Predicting stock market closes for tomorrow is impossible. Predicting stock market closes 50 years from now truly absurd. Nonetheless, people far more clever than I can somehow find ways to be paid to do it. And paid well. So they do it. And they, like the diet pill peddlers, use fascinating bits of logic to make their money seemed earned. Or their views seem sociality important. The form their particular versions of this logic take are of course shaped to the particular Platonic structures that inhabit their unique brains. Facts about actual market performance will not in any way dent those Platonic structures. The facts will always be easily shaped to conform to the form.
This is not to say the logic used to support these predictions is completely without merit. There are varying degrees of interesting speculations that come out of the Dow 100000 or Dow 400 debates. Population explosions. Population crashes. Exploiting the natural resources of the planet. Running out of the resources. There are drivers in the world’s economy, like these, that will determine our fate. Some of them can be discussed with insight. But how these drivers will interact with each other, and with the cultures and political structures of the world is not knowable. The discussion reveals only Platonic forms. And there are only two—optimistic and pessimistic. Optimists see man as ascendant. Pessimists don’t. I’m more inclined than ever to think any one strongly in either camp is an idiot.
There are really good people who work very hard on real things that can have a big impact on our future. For example, people who have perfected the hybrid car. Or the next generation of nuclear generation technology. Or sincere efforts to build health care schemes that admit we can’t afford to save everyone every time forever. Apologists for technology, thinking it capable of solving all our problems, are silly. Our market economy is not at all effective in sending us the complex signals we need to do this right. While no better economy has yet been devised, I’m inclined to think we will survive in spite of our belief in markets, not because of this belief.
Market signals notwithstanding, some people still try to spend their energies making good judgments about things that could really impact our grandchildren’s futures. Some people don’t.
Posted by: Rich Melmon | Monday, May 30, 2005 at 12:27 AM
A simple criticism, maybe, but looking at the Dow Jones charts on the Dow Jones website, I can't see much that resembles a bubble from 1915 to 1919, and nothing that looks like a 72% drop... Am I missing something?
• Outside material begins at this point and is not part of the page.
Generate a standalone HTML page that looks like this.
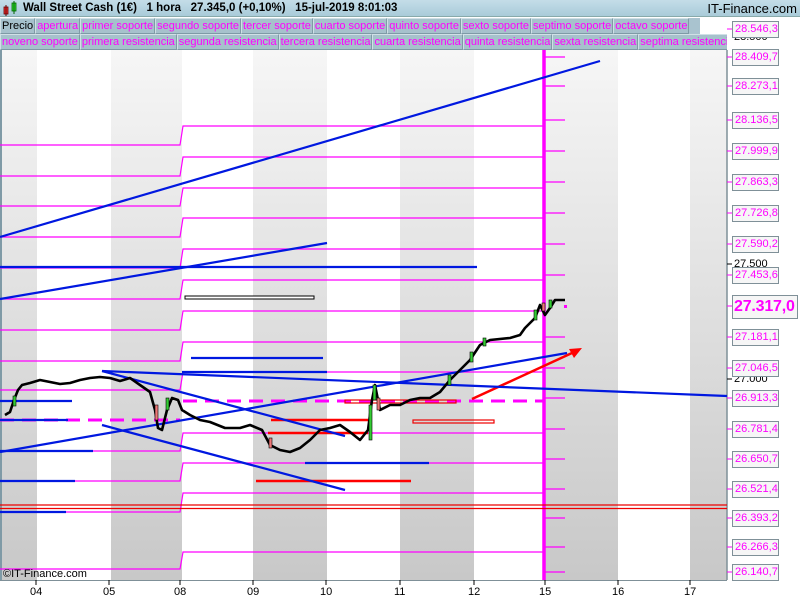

Posted by: Nate Kendrick | Monday, October 03, 2005 at 03:01 PM
The scale of charts can mislead. The data show that the Dow had a nice run until 1919, then fell 72% over the next 3 years. The run up was driven by Ford and the promise of mass production. Surrounding it a lot of auto infrastructure got built - paved roads, gas stations, tires, parts stores, and so forth. No where near the bubble of 1929 or 1999, but for the time it was a nice little bubblet, and the auot promise caused a lot of surrounding investments to be made, not all of which were showcased by the Dow index. The Dow had been in an extended trading range, something like now, bouncing against 100, and the Ford phenomenon drove it up, then it collapsed post WW1 amidst double digit inflation, high interest rates, and similar.